Trout remained king in the eyes of sportsmen.
In the early 1900s, artificial lures began to gain in popularity. Henshall led the charge for shorter rods (8-footers instead of the usual 10-foot plus models of the day) built with more backbone and geared towards casting. Around 1896 James Heddon started making plugs. The Johnson Silver Minnow was invented in 1920, and archaic soft plastics came onto the scene as well.
After World War II, many advancements were made in the areas of plastic and fiberglass, and new, inexpensive fishing rods soon came onto the market. Monofilament line was invented, as was the spinning reel (actually it was imported from Europe – we can’t claim that one), and the first sonar system followed soon after.
You sit back and close the cover of the book, running your hand over the deep creases that adorn the cover. Proof that this guide has been opened and closed hundreds if not thousands of times.
“The Johnson Silver Minnow is Grandpa’s all-time favorite lure”, you think to yourself. “He was absolutely slaying pike on that thing in the deep cabbage-filled bays last summer with Dad – that spoon is over 100 years old and it still catches fish?!”

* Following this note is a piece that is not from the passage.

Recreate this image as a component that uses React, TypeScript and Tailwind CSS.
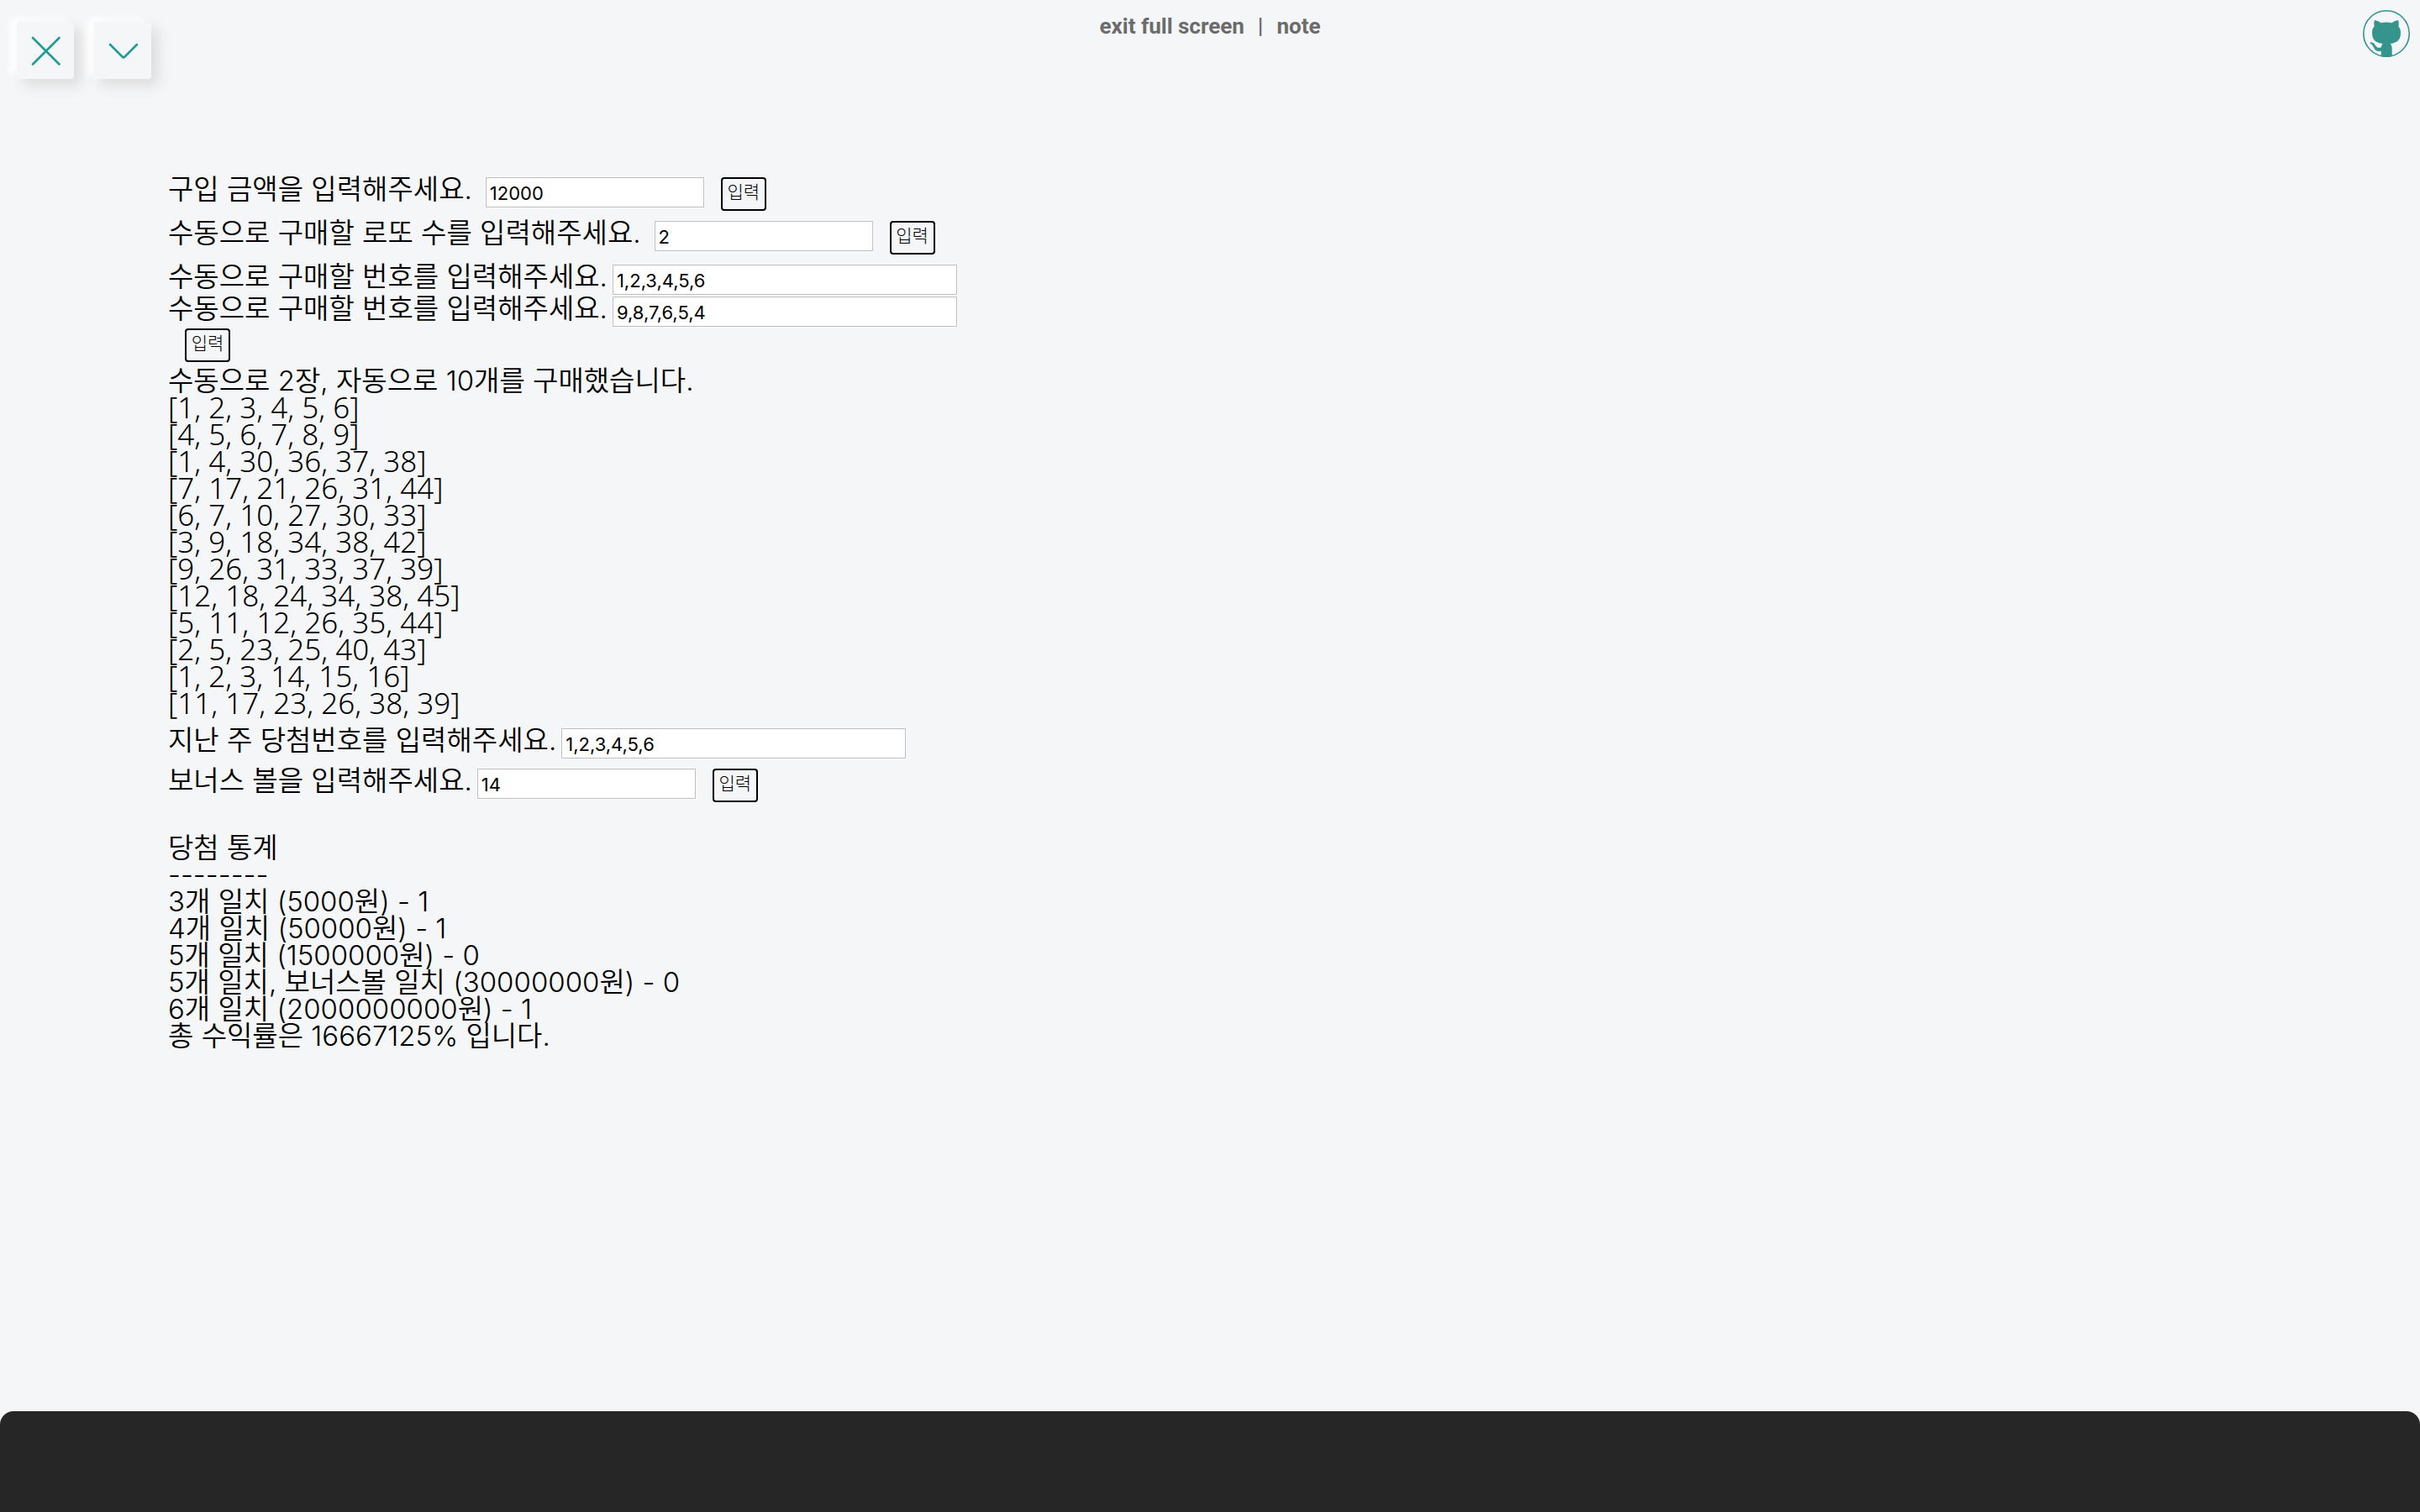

If a lure that was created over 100 years ago still catches fish, what other gold nuggets lie within these pages that may have been forgotten or replaced with the latest & greatest whizz-bang marketing craze pushed by XYZ tackle corporation?
“I have no idea… but I’m about to find out!”
You take a long, deliberate swig off of your piping hot coffee and crack the creased cover open one more time to see if you can glean just a bit more information before it’s time to hit the sack.
But sleep is the last thing on your mind.